The Military Road is a name given locally to part of the B6318 road in Northumberland, England, which runs from Heddon-on-the-Wall  in the east to Greenhead  in the west.

It should not be confused with the Roman-built Military Way adjoining Hadrian's Wall to the south. Nor should it be confused with other 'Military Roads' constructed in Scotland under Field Marshal Wade who was responsible for a series of highways in Scotland. These include roads at Corrieyairack Pass and Aberfeldy.
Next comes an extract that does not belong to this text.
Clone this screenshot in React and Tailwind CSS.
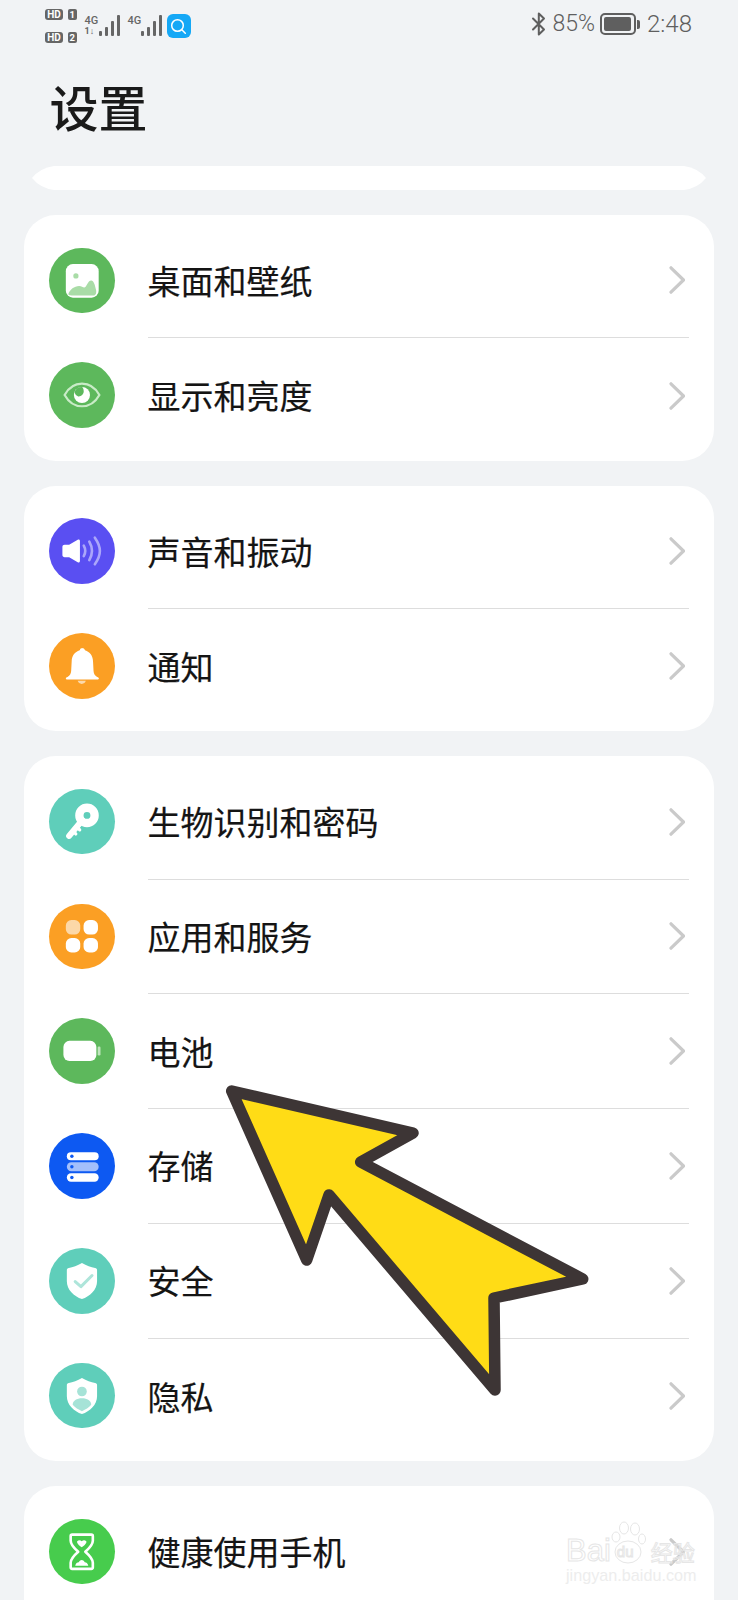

For much of its length, the Military Road is straight and resembles a Roman road. However, the term "military road" comes from the impetus to build a road suitable for the movement of military equipment and vehicles between Newcastle and Carlisle. This was largely in response to the poor conditions encountered on the road by Hanoverian forces under Field Marshal Wade in 1746 when trying to suppress the Jacobites fighting for Bonnie Prince Charlie in the North. The struggle of the troops under Field Marshal Wade, and his association with other 'Military Roads' in Scotland, is likely to be the source of the claim that he was also responsible for this route. 

The road is notable as it runs alongside Hadrian's Wall for much of its length, and long stretches of the road are built on the foundations of the wall.

History 

The construction of the historical Military Road, on which the B6318 partially runs, is cited as one of the most damaging single attacks on Hadrian's Wall. The decision to improve road communications was taken in response to the difficulty moving the Hanoverian army under General George Wade from Newcastle to Carlisle in 1746; the journey reportedly taking almost a week between November 16th and 22nd. In light of the poor condition of the roads, an improved route was considered as a matter of urgency. Construction began in mid-1751, and was completed in 1758.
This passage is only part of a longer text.